- **WHAT YOU ARE ASKED TO DO**
Emit the data below verbatim, stripping out any pictures.

begin INFORMATION SHOWN

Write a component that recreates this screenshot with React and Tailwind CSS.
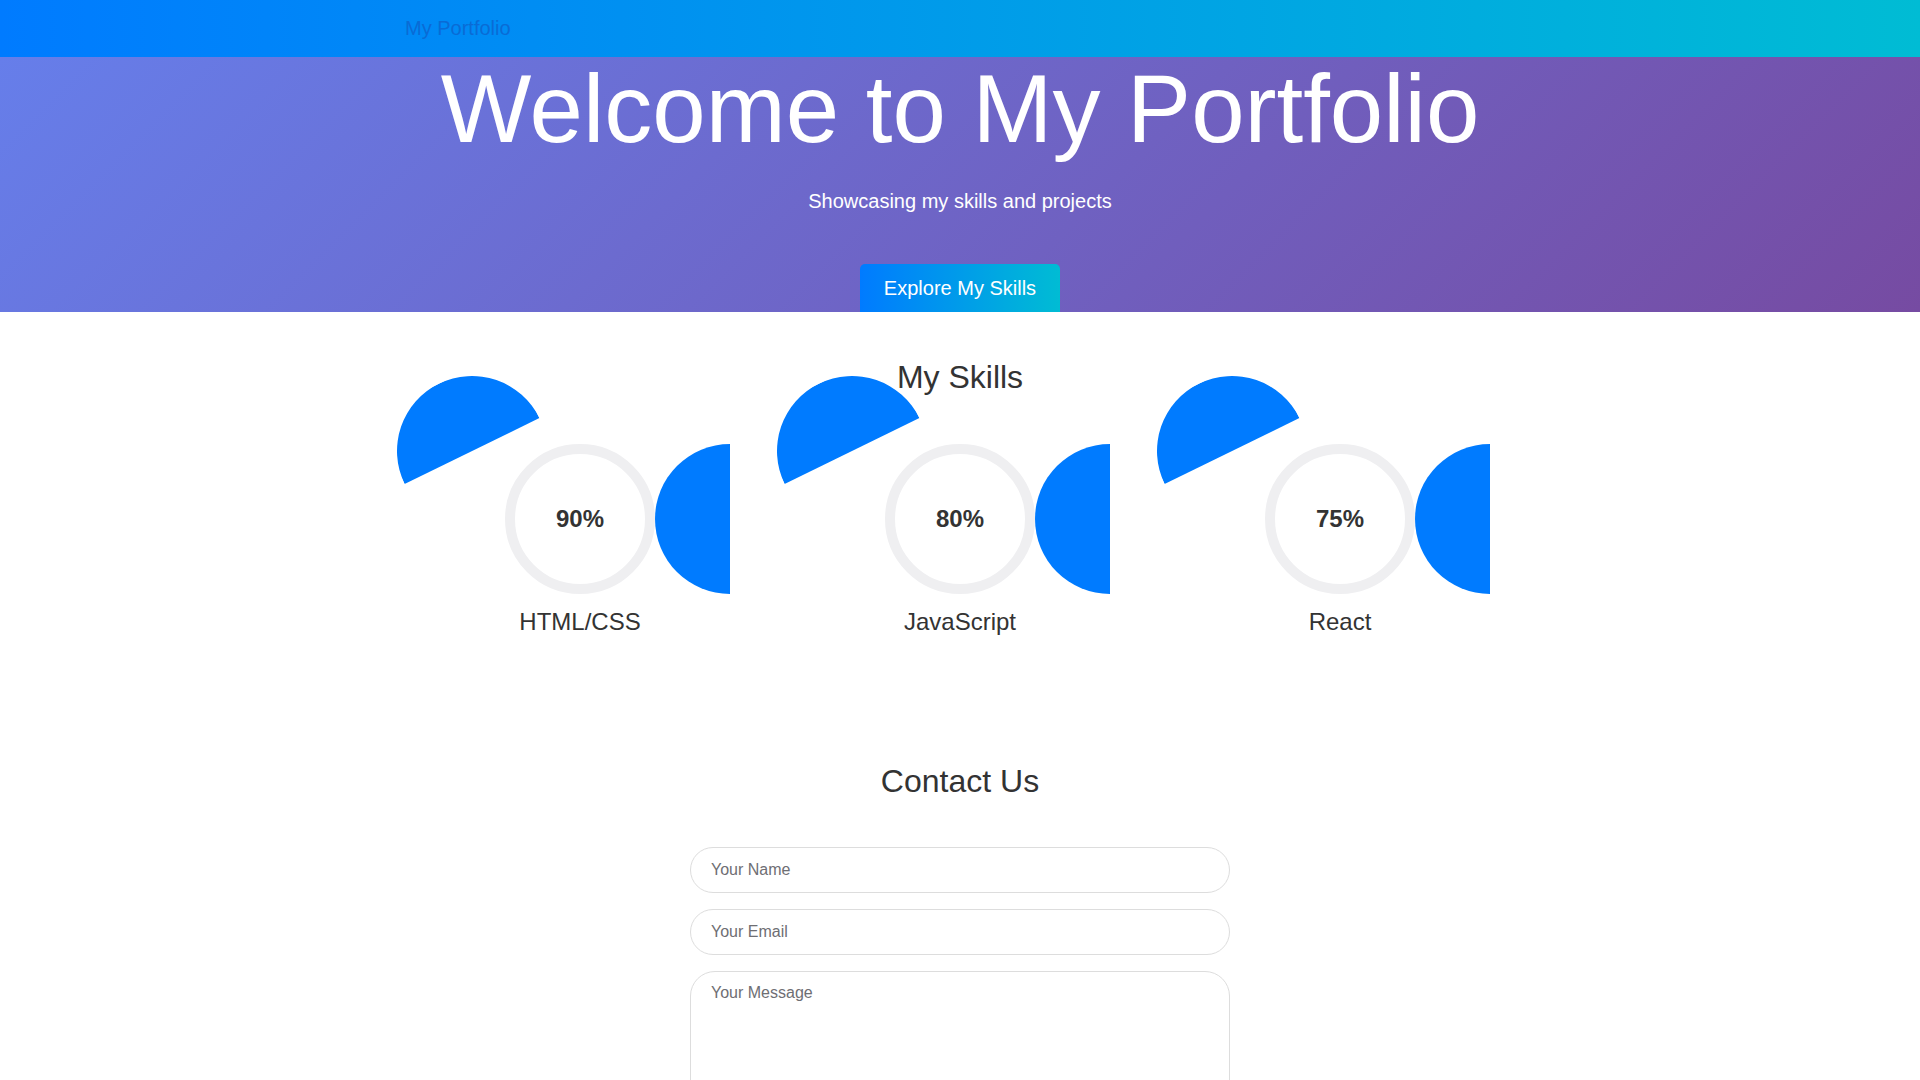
import React from 'react'

const skills = [
  { name: 'HTML/CSS', value: 90 },
  { name: 'JavaScript', value: 80 },
  { name: 'React', value: 75 },
]

function SkillCircle({ name, value }) {
  return (
    <div className="flex flex-col items-center">
      <div className="relative w-[150px] h-[150px]">
        {/* left half, rotated */}
        <div className="absolute left-[-108px] top-[-68px] w-[150px] h-[150px] rounded-full bg-[#007bff] [clip-path:inset(0_50%_0_0)] rotate-[64deg]" />
        {/* right half */}
        <div className="absolute left-[150px] top-0 w-[75px] h-[150px] rounded-l-full bg-[#007bff]" />
        <div className="w-full h-full rounded-full border-[10px] border-[#efeff1] flex items-center justify-center">
          <span className="text-[24px] leading-[1.2] font-bold text-[#333]">{value}%</span>
        </div>
      </div>
      <h3 className="mt-[14px] text-[24px] leading-[1.2] text-[#333]">{name}</h3>
    </div>
  )
}

export default function App() {
  return (
    <div className="min-h-screen bg-white font-['Liberation_Sans',Arial,sans-serif] text-[#333]">
      <nav className="h-[57px] bg-[linear-gradient(90deg,#007bff,#00bcd4)]">
        <div className="w-[1140px] mx-auto px-[15px] pb-[2px] h-full flex items-center">
          <span className="text-[20px] leading-[30px] text-[#0a6bd5]">My Portfolio</span>
        </div>
      </nav>

      <header className="h-[255px] bg-[linear-gradient(135deg,#667eea_0%,#764ba2_100%)] text-white text-center">
        <h1 className="text-[96px] leading-[104px]">Welcome to My Portfolio</h1>
        <p className="mt-[26px] text-[20px] leading-[28px]">Showcasing my skills and projects</p>
        <button className="mt-[49px] px-6 py-3 text-[20px] leading-6 text-white rounded-t-[5px] bg-[linear-gradient(90deg,#007bff,#00bcd4)]">
          Explore My Skills
        </button>
      </header>

      <section className="pt-[46px] pb-[50px]">
        <h2 className="text-center text-[32px] leading-[1.2] text-[#333]">My Skills</h2>
        <div className="w-[1140px] mx-auto mt-12 grid grid-cols-3">
          {skills.map((s) => (
            <SkillCircle key={s.name} name={s.name} value={s.value} />
          ))}
        </div>
      </section>

      <section className="pt-[75px] pb-[50px]">
        <h2 className="text-center text-[32px] leading-[1.2] text-[#333]">Contact Us</h2>
        <form className="w-[540px] mx-auto mt-[46px] flex flex-col">
          <input
            type="text"
            placeholder="Your Name"
            className="h-[46px] mb-[16px] px-[20px] border border-[#ddd] rounded-[25px] text-[16px] text-[#333] placeholder:text-[#6e6e73] outline-none"
          />
          <input
            type="email"
            placeholder="Your Email"
            className="h-[46px] mb-[16px] px-[20px] border border-[#ddd] rounded-[25px] text-[16px] text-[#333] placeholder:text-[#6e6e73] outline-none"
          />
          <textarea
            placeholder="Your Message"
            className="h-[150px] px-[20px] pt-[12px] leading-[1.15] border border-[#ddd] rounded-[25px] text-[16px] text-[#333] placeholder:text-[#6e6e73] outline-none resize-none"
          />
        </form>
      </section>
    </div>
  )
}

end INFORMATION SHOWN

- **THE RESULT**
Write a component that recreates this screenshot with React and Tailwind CSS.
import React from 'react'

const skills = [
  { name: 'HTML/CSS', value: 90 },
  { name: 'JavaScript', value: 80 },
  { name: 'React', value: 75 },
]

function SkillCircle({ name, value }) {
  return (
    <div className="flex flex-col items-center">
      <div className="relative w-[150px] h-[150px]">
        {/* left half, rotated */}
        <div className="absolute left-[-108px] top-[-68px] w-[150px] h-[150px] rounded-full bg-[#007bff] [clip-path:inset(0_50%_0_0)] rotate-[64deg]" />
        {/* right half */}
        <div className="absolute left-[150px] top-0 w-[75px] h-[150px] rounded-l-full bg-[#007bff]" />
        <div className="w-full h-full rounded-full border-[10px] border-[#efeff1] flex items-center justify-center">
          <span className="text-[24px] leading-[1.2] font-bold text-[#333]">{value}%</span>
        </div>
      </div>
      <h3 className="mt-[14px] text-[24px] leading-[1.2] text-[#333]">{name}</h3>
    </div>
  )
}

export default function App() {
  return (
    <div className="min-h-screen bg-white font-['Liberation_Sans',Arial,sans-serif] text-[#333]">
      <nav className="h-[57px] bg-[linear-gradient(90deg,#007bff,#00bcd4)]">
        <div className="w-[1140px] mx-auto px-[15px] pb-[2px] h-full flex items-center">
          <span className="text-[20px] leading-[30px] text-[#0a6bd5]">My Portfolio</span>
        </div>
      </nav>

      <header className="h-[255px] bg-[linear-gradient(135deg,#667eea_0%,#764ba2_100%)] text-white text-center">
        <h1 className="text-[96px] leading-[104px]">Welcome to My Portfolio</h1>
        <p className="mt-[26px] text-[20px] leading-[28px]">Showcasing my skills and projects</p>
        <button className="mt-[49px] px-6 py-3 text-[20px] leading-6 text-white rounded-t-[5px] bg-[linear-gradient(90deg,#007bff,#00bcd4)]">
          Explore My Skills
        </button>
      </header>

      <section className="pt-[46px] pb-[50px]">
        <h2 className="text-center text-[32px] leading-[1.2] text-[#333]">My Skills</h2>
        <div className="w-[1140px] mx-auto mt-12 grid grid-cols-3">
          {skills.map((s) => (
            <SkillCircle key={s.name} name={s.name} value={s.value} />
          ))}
        </div>
      </section>

      <section className="pt-[75px] pb-[50px]">
        <h2 className="text-center text-[32px] leading-[1.2] text-[#333]">Contact Us</h2>
        <form className="w-[540px] mx-auto mt-[46px] flex flex-col">
          <input
            type="text"
            placeholder="Your Name"
            className="h-[46px] mb-[16px] px-[20px] border border-[#ddd] rounded-[25px] text-[16px] text-[#333] placeholder:text-[#6e6e73] outline-none"
          />
          <input
            type="email"
            placeholder="Your Email"
            className="h-[46px] mb-[16px] px-[20px] border border-[#ddd] rounded-[25px] text-[16px] text-[#333] placeholder:text-[#6e6e73] outline-none"
          />
          <textarea
            placeholder="Your Message"
            className="h-[150px] px-[20px] pt-[12px] leading-[1.15] border border-[#ddd] rounded-[25px] text-[16px] text-[#333] placeholder:text-[#6e6e73] outline-none resize-none"
          />
        </form>
      </section>
    </div>
  )
}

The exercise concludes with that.